Os homens foram rapidamente condenados por tráfico de droga, sentenciados a 12 anos de prisão e multados em 5 milhões de dólares cada um. Foram inicialmente detidos na Praia Negra, uma prisão da era colonial espanhola onde o tio do presidente, que liderou uma ditadura brutal, esteve detido antes de ser executado por fuzilamento.
Desde então, os engenheiros foram transferidos para uma prisão no continente destinada a presos políticos. A noiva de Huxham falou com ele três vezes desde a sua detenção, há um ano, e a mulher de Potgieter só falou com o marido duas vezes. O Departamento de Relações Internacionais da África do Sul disse, quando solicitado a comentar, que tem estado a dialogar com o governo da Guiné Equatorial e que teve reuniões sobre o assunto em março.
A Noble Energy EG Ltd., uma unidade da Chevron, afirmou emque está “ciente da detenção na Guiné Equatorial de dois funcionários da SBM Offshore”, acrescentando que “continua empenhada no Estado de direito e nos padrões éticos de negócios nas suas operações”.
A Exxon “apoiou a SBM nos seus esforços para cuidar de Peter e Frik, que são ambos funcionários da SBM”, disse a empresa num comunicado. “Trata-se de assuntos delicados e não comentamos pormenores que envolvam funcionários de outras empresas”. O gigante petrolífero do Texas está atualmente a transferir os seus ativos da Guiné Equatorial para o governo, à medida que sai do país após quase três décadas.
Fazer negócios na Guiné Equatorial nunca foi fácil devido aos riscos de reputação colocados por um regime cleptocrático e autoritário”, disse Maja Bovcon, uma analista independente de África. “As recentes medidas retributivas contra empresas provenientes de países que desafiaram Teodorin, quer legal quer materialmente, indiciam um ambiente empresarial cada vez mais difícil sob a sua liderança prevista.”

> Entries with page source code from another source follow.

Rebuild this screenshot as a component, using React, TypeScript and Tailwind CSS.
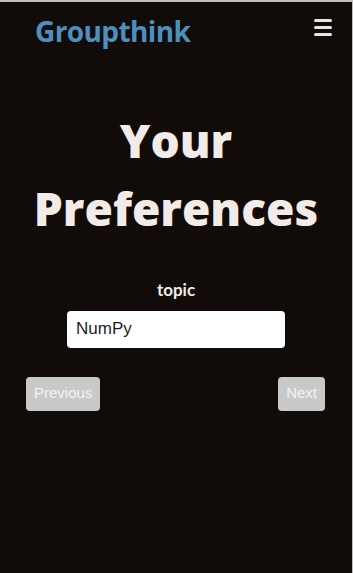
import * as React from 'react';

const App = () => {
    return (
        <div className="min-h-[573px] bg-[#110c0a] border-t-2 border-r border-[#bdbdbd] text-[#f2ebe7]">
            <header className="flex items-start justify-between pl-[35px] pr-[20px] pt-[8px]">
                <h1 className="text-[28px] font-bold text-[#4f8fbd] font-['Open_Sans',sans-serif] tracking-[-0.6px]">
                    Groupthink
                </h1>
                <div className="mt-[9px] flex flex-col gap-[4px] cursor-pointer" title="Menu">
                    <span className="block w-[18px] h-[3px] bg-[#ece4e0] rounded-sm" />
                    <span className="block w-[18px] h-[3px] bg-[#ece4e0] rounded-sm" />
                    <span className="block w-[18px] h-[3px] bg-[#ece4e0] rounded-sm" />
                </div>
            </header>
            <main className="flex flex-col items-center">
                <h2 className="mt-[54px] text-center text-[46px] leading-[68px] font-extrabold font-['Open_Sans',sans-serif]">
                    Your<br />Preferences
                </h2>
                <label className="mt-[35px] text-[17px] font-bold font-['Lato',sans-serif]" htmlFor="topic">
                    topic
                </label>
                <input
                    id="topic"
                    defaultValue="NumPy"
                    className="mt-[8px] w-[218px] h-[37px] rounded-[4px] bg-white px-[9px] text-[17px] text-[#1e1e1e] font-['Liberation_Sans',sans-serif] outline-none"
                />
                <div className="mt-[29px] w-full flex justify-between pl-[26px] pr-[27px]">
                    <button className="h-[34px] px-[8px] rounded-[4px] bg-[#c9c9c9] text-[#f4f4f4] text-[15px] font-['Liberation_Sans',sans-serif]">
                        Previous
                    </button>
                    <button className="h-[34px] px-[8px] rounded-[4px] bg-[#c9c9c9] text-[#f4f4f4] text-[15px] font-['Liberation_Sans',sans-serif]">
                        Next
                    </button>
                </div>
            </main>
        </div>
    );
};

export default App;
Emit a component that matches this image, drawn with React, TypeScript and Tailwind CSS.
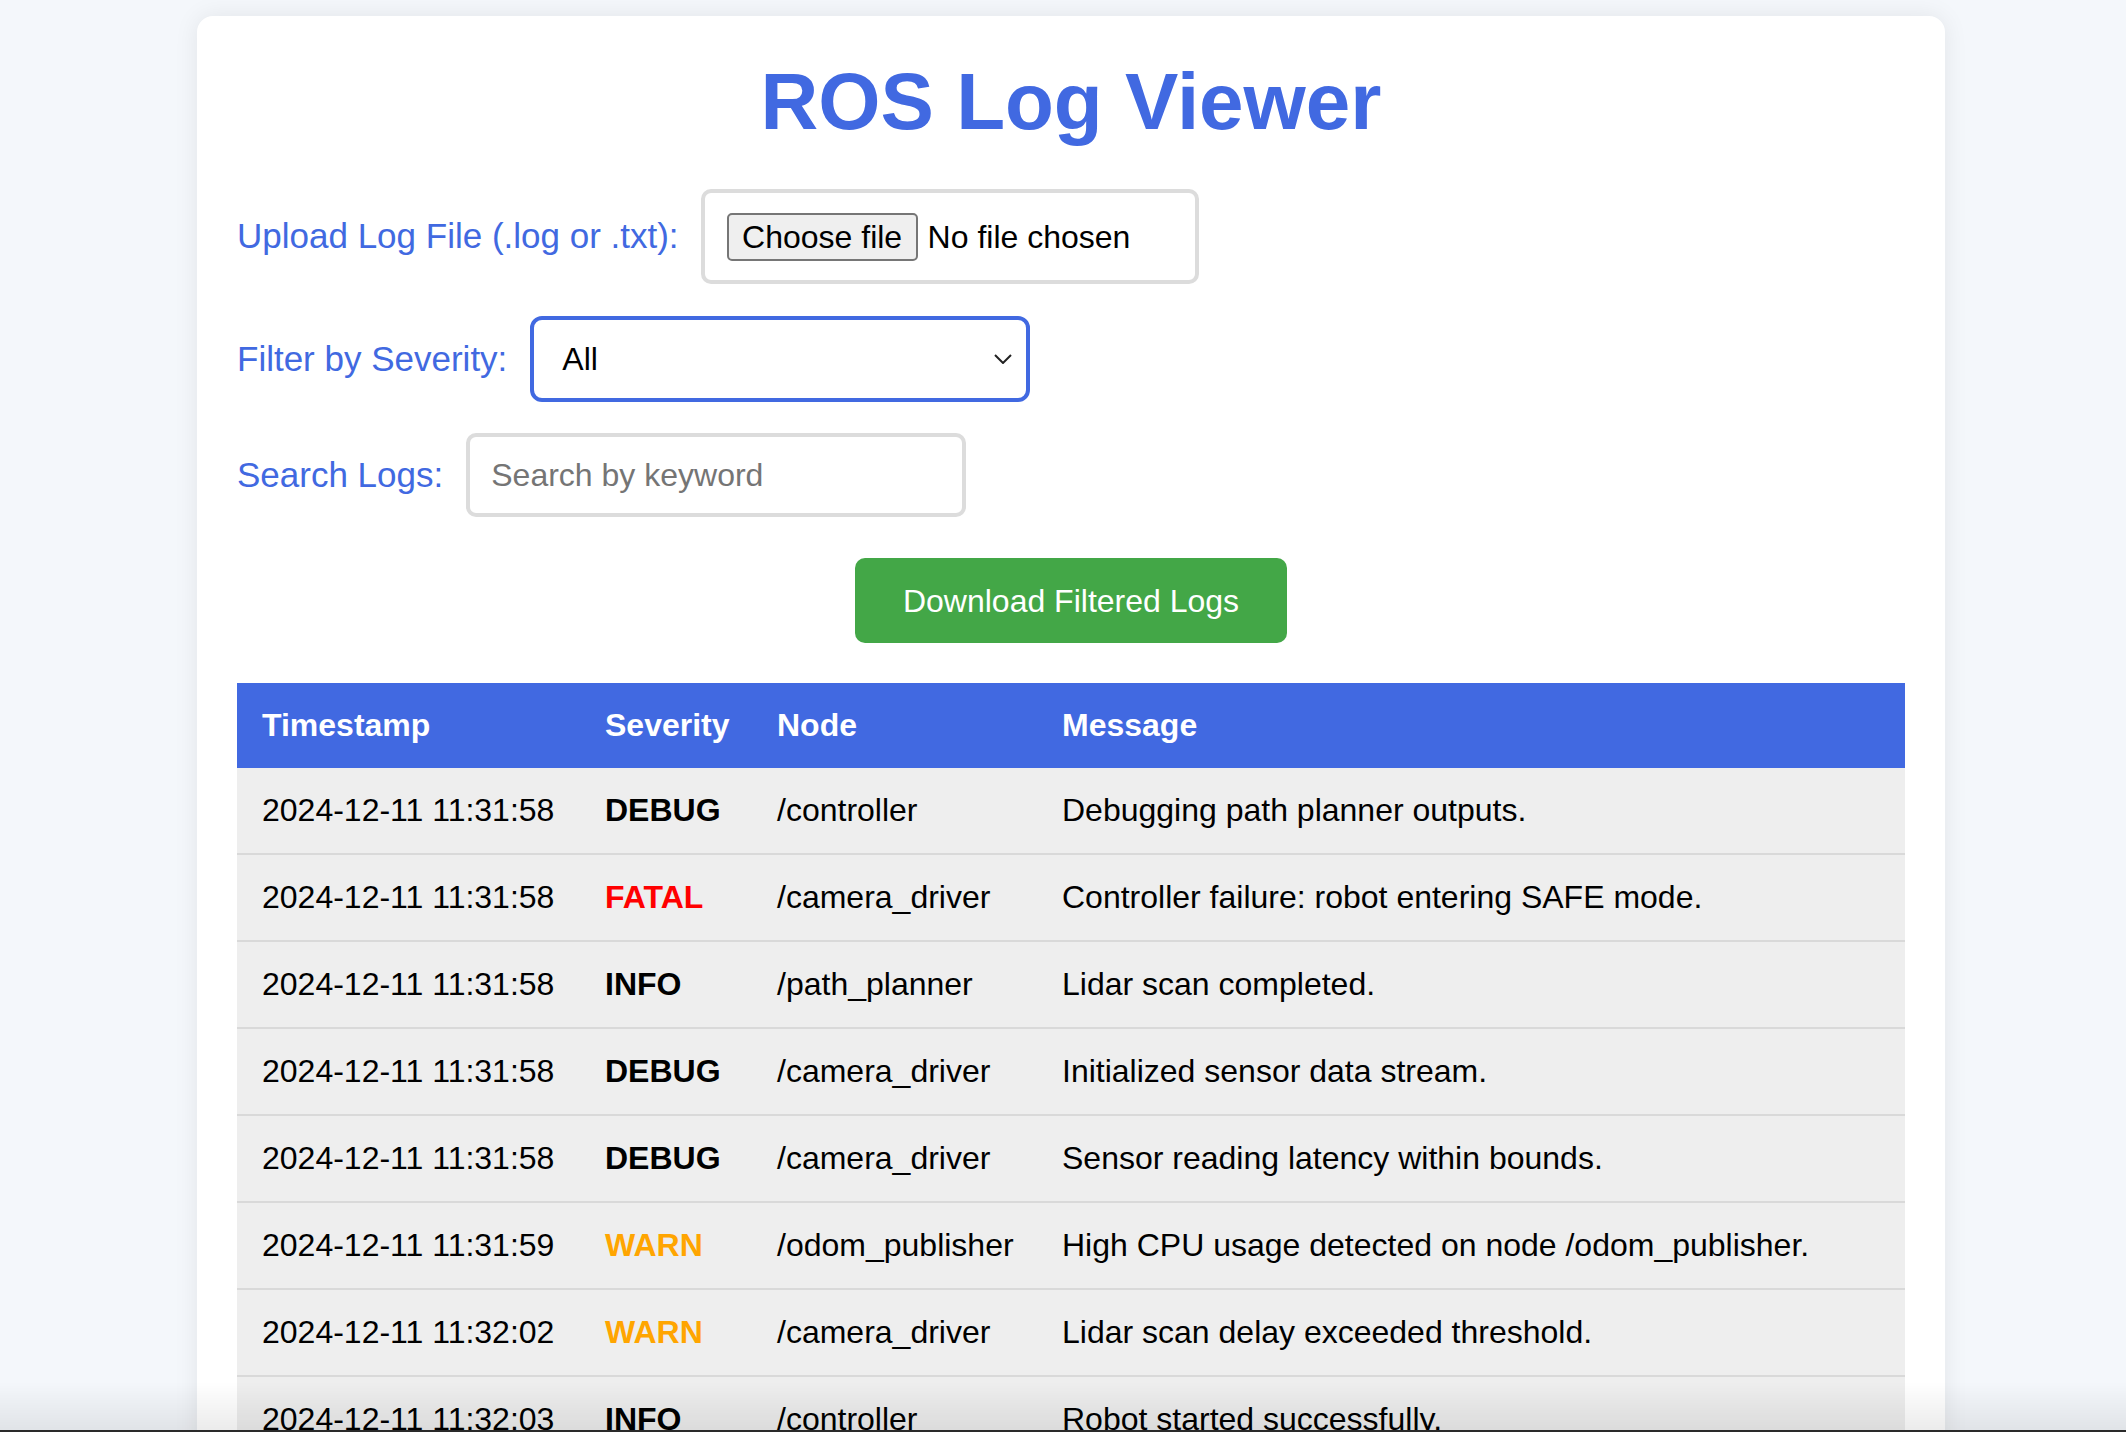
const logs = [
  { ts: '2024-12-11 11:31:58', sev: 'DEBUG', node: '/controller', msg: 'Debugging path planner outputs.' },
  { ts: '2024-12-11 11:31:58', sev: 'FATAL', node: '/camera_driver', msg: 'Controller failure: robot entering SAFE mode.' },
  { ts: '2024-12-11 11:31:58', sev: 'INFO', node: '/path_planner', msg: 'Lidar scan completed.' },
  { ts: '2024-12-11 11:31:58', sev: 'DEBUG', node: '/camera_driver', msg: 'Initialized sensor data stream.' },
  { ts: '2024-12-11 11:31:58', sev: 'DEBUG', node: '/camera_driver', msg: 'Sensor reading latency within bounds.' },
  { ts: '2024-12-11 11:31:59', sev: 'WARN', node: '/odom_publisher', msg: 'High CPU usage detected on node /odom_publisher.' },
  { ts: '2024-12-11 11:32:02', sev: 'WARN', node: '/camera_driver', msg: 'Lidar scan delay exceeded threshold.' },
  { ts: '2024-12-11 11:32:03', sev: 'INFO', node: '/controller', msg: 'Robot started successfully.' },
  { ts: '2024-12-11 11:32:05', sev: 'ERROR', node: '/path_planner', msg: 'Failed to compute path to goal.' },
];

const sevClass: Record<string, string> = {
  DEBUG: 'text-black',
  INFO: 'text-black',
  WARN: 'text-[#ffa500]',
  FATAL: 'text-[#ff0000]',
  ERROR: 'text-[#ff0000]',
};

export default function App() {
  return (
    <div className="relative min-h-screen bg-[#f4f7fb] pt-[16px] pb-[40px] font-['Liberation_Sans',Arial,sans-serif] text-black">
      <div className="ml-[197px] w-[1748px] rounded-[16px] bg-white px-[40px] pt-[40px] pb-[40px] shadow-[0_0_24px_rgba(0,0,0,0.08)]">
        <h1 className="text-center text-[80px] font-bold leading-[92px] text-[#4169e1]">ROS Log Viewer</h1>

        {/* upload */}
        <div className="mt-[41px] flex items-center gap-[22px]">
          <label className="text-[35px] text-[#4169e1]">Upload Log File (.log or .txt):</label>
          <div className="flex h-[95px] w-[498px] items-center rounded-[10px] border-[4px] border-[#dcdcdc] pl-[22px]">
            <div className="flex h-[48px] w-[191px] items-center justify-center rounded-[5px] border-2 border-[#767676] bg-[#efefef] text-[32px]">
              Choose file
            </div>
            <span className="ml-[10px] text-[32px]">No file chosen</span>
          </div>
        </div>

        {/* severity */}
        <div className="mt-[32px] flex items-center gap-[23px]">
          <label className="text-[35px] text-[#4169e1]">Filter by Severity:</label>
          <div className="flex h-[86px] w-[500px] items-center justify-between rounded-[12px] border-[4px] border-[#4169e1] pl-[28px] pr-[14px]">
            <span className="text-[32px]">All</span>
            <svg width="18" height="10" viewBox="0 0 18 10" fill="none" stroke="#222" strokeWidth="2">
              <path d="M1 1l8 8 8-8" />
            </svg>
          </div>
        </div>

        {/* search */}
        <div className="mt-[31px] flex items-center gap-[23px]">
          <label className="text-[35px] text-[#4169e1]">Search Logs:</label>
          <div className="flex h-[84px] w-[500px] items-center rounded-[10px] border-[4px] border-[#dcdcdc] pl-[21px]">
            <span className="text-[32px] text-[#757575]">Search by keyword</span>
          </div>
        </div>

        <div className="mt-[41px] flex justify-center">
          <button className="h-[85px] w-[432px] rounded-[10px] bg-[#43a747] text-[32px] text-white">
            Download Filtered Logs
          </button>
        </div>

        <table className="mt-[40px] w-full table-fixed text-[32px] leading-[37px]">
          <colgroup>
            <col className="w-[343px]" />
            <col className="w-[172px]" />
            <col className="w-[285px]" />
            <col />
          </colgroup>
          <thead>
            <tr className="bg-[#4169e1] text-left text-white">
              <th className="px-[25px] py-[24px] font-bold">Timestamp</th>
              <th className="px-[25px] py-[24px] font-bold">Severity</th>
              <th className="px-[25px] py-[24px] font-bold">Node</th>
              <th className="px-[25px] py-[24px] font-bold">Message</th>
            </tr>
          </thead>
          <tbody>
            {logs.map((l, i) => (
              <tr key={i} className="border-b-2 border-[#d9d9d9] bg-[#eeeeee]">
                <td className="px-[25px] py-[24px] whitespace-nowrap">{l.ts}</td>
                <td className={`px-[25px] py-[24px] font-bold ${sevClass[l.sev]}`}>{l.sev}</td>
                <td className="px-[25px] py-[24px] whitespace-nowrap">{l.node}</td>
                <td className="px-[25px] py-[24px]">{l.msg}</td>
              </tr>
            ))}
          </tbody>
        </table>
      </div>

      {/* window bottom edge */}
      <div className="pointer-events-none fixed inset-x-0 bottom-0 h-[50px] bg-linear-to-b from-transparent to-black/[0.08]" />
      <div className="pointer-events-none fixed inset-x-0 bottom-0 h-[2px] bg-[#2a2a2a]" />
    </div>
  );
}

Para um país que já se debate com “a pobreza persistente e generalizada, o aumento do custo de vida e os repetidos escândalos de corrupção de alto nível”, como afirmou Robert Besseling, diretor executivo da Pangea-Risk, uma empresa de consultoria centrada na análise das economias africanas, casos como este arriscam-se a afastar ainda mais a Guiné Equatorial da comunidade internacional.